Luke Matthews - Homework 3
Assume that a LinkedList<E> class has been implemented as a circular singly-linked chain of nodes with no (dummy) header node. The LinkedList<E> class has the following data members (note that there is no head data member):

private Listnode<E> tail;     // references the last node
private int numItems;
LinkedList<E> uses the Listnode<E> class given in the on-line reading.

Below is an implementation of a new method, moveToFront, for the LinkedList<E> class. This method moves the object at the specified position to the front of the list.

public void moveToFront( int position ) {
    this.add(0, this.remove(position)));
}
Recall that if a position is invalid, the remove method throws an IndexOutOfBoundsException.

For this homework, complete a second version of moveToFront that functions that same as the code above. However, your version directly changes the chain of nodes by unlinking the node to be moved and re-linking it into the front of the list.

Be sure that your code works for all cases such as when the list is empty, has just one object, or has more than one object. Also consider when the item to be moved is already at the front, is in the middle, or is at the end of the list.
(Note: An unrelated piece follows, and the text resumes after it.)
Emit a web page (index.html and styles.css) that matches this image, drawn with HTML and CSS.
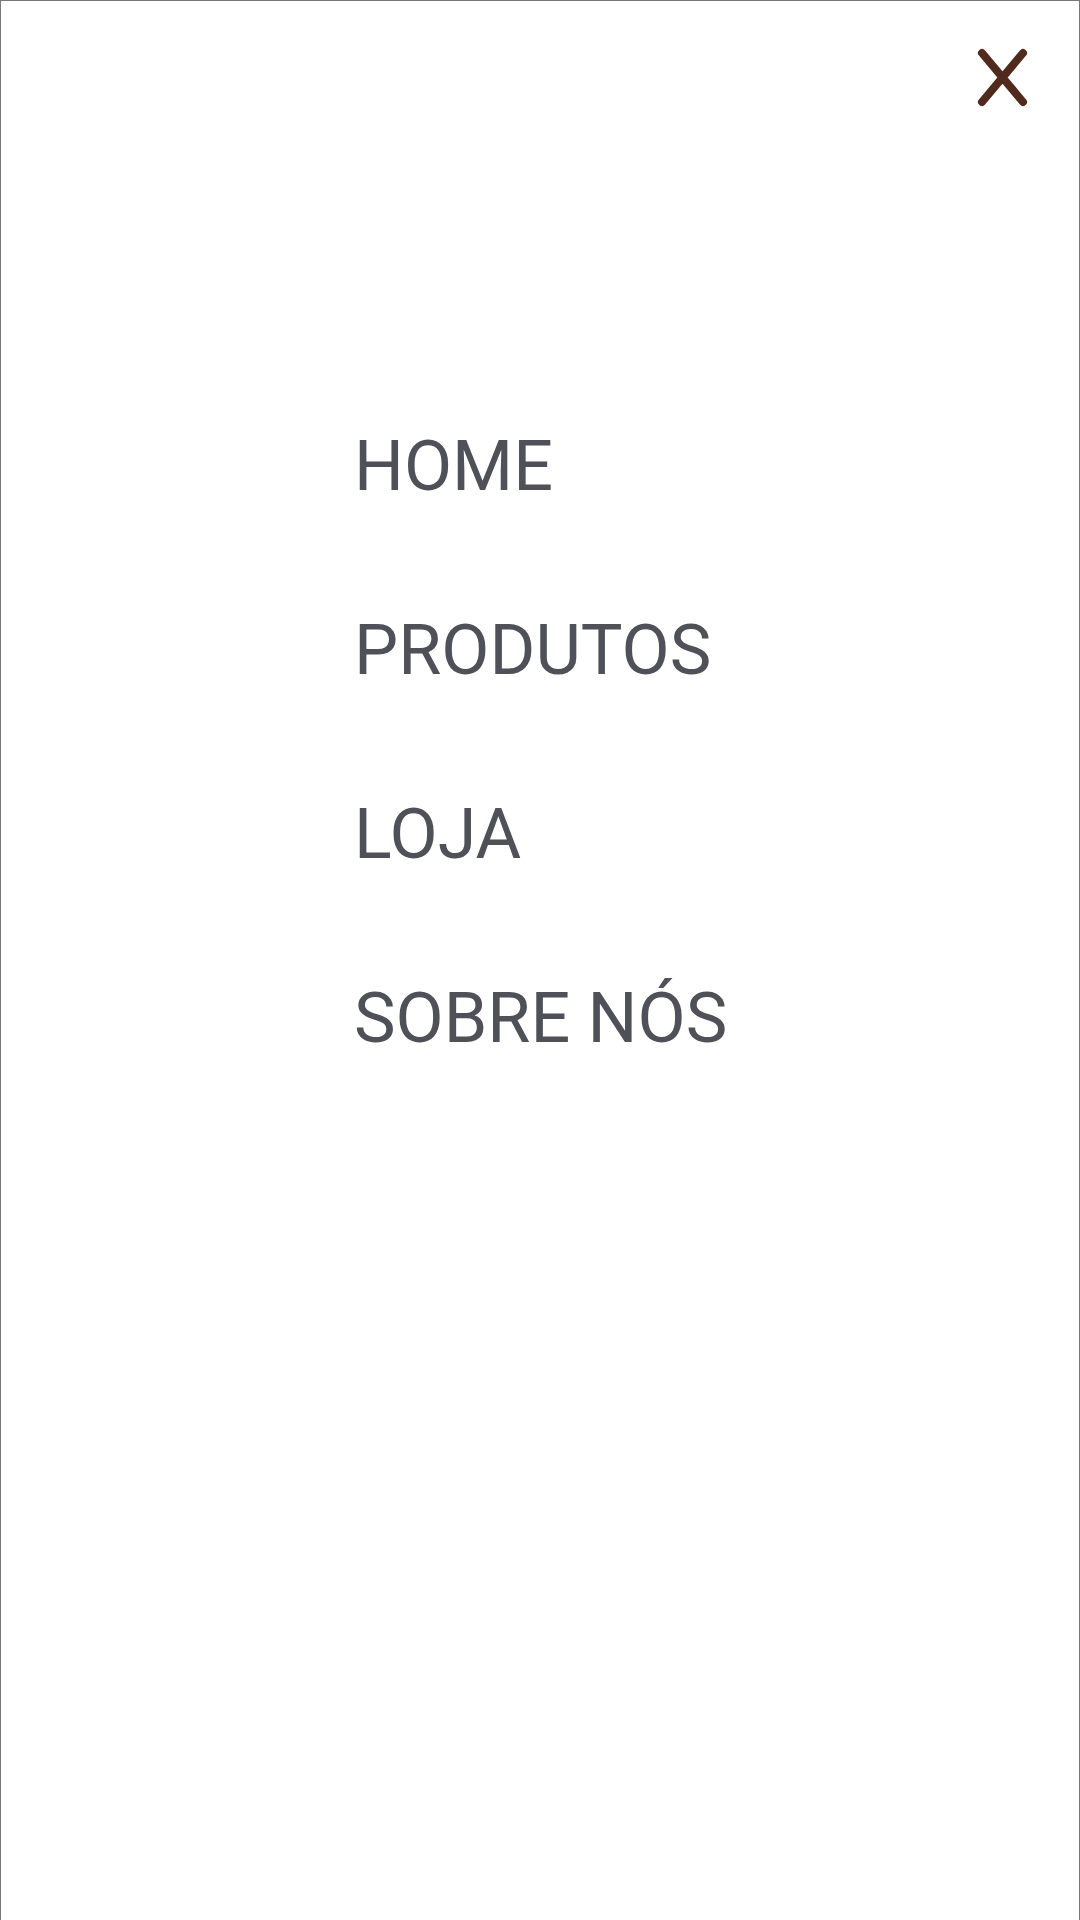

public void moveToFront( int position ) {
    if (position > numItems || position < 0) {
		throw new IndexOutOfBoundsException();
	}
	
	//the below covers when we want to move the existing item to the front of the list
	//as well as if there's only one item in the list (as position has to be 0 or else
	// it is invalid)
	if (position == 0) {
		return;
	}
		
	ListNode<E> immediatelyPriorNode = tail;
	int ix = 0;
	while(ix < position) { 
		curNode = curNode.next(); 
		ix++;
	}
	ListNode<E> nodeOfInterest = immediatelyPriorNode.next();
	immediatelyPriorNode.set_next(nodeOfInterest.next());
	
	nodeOfInterest.set_next(tail.next());
	tail.set_next(nodeOfInterest);	
}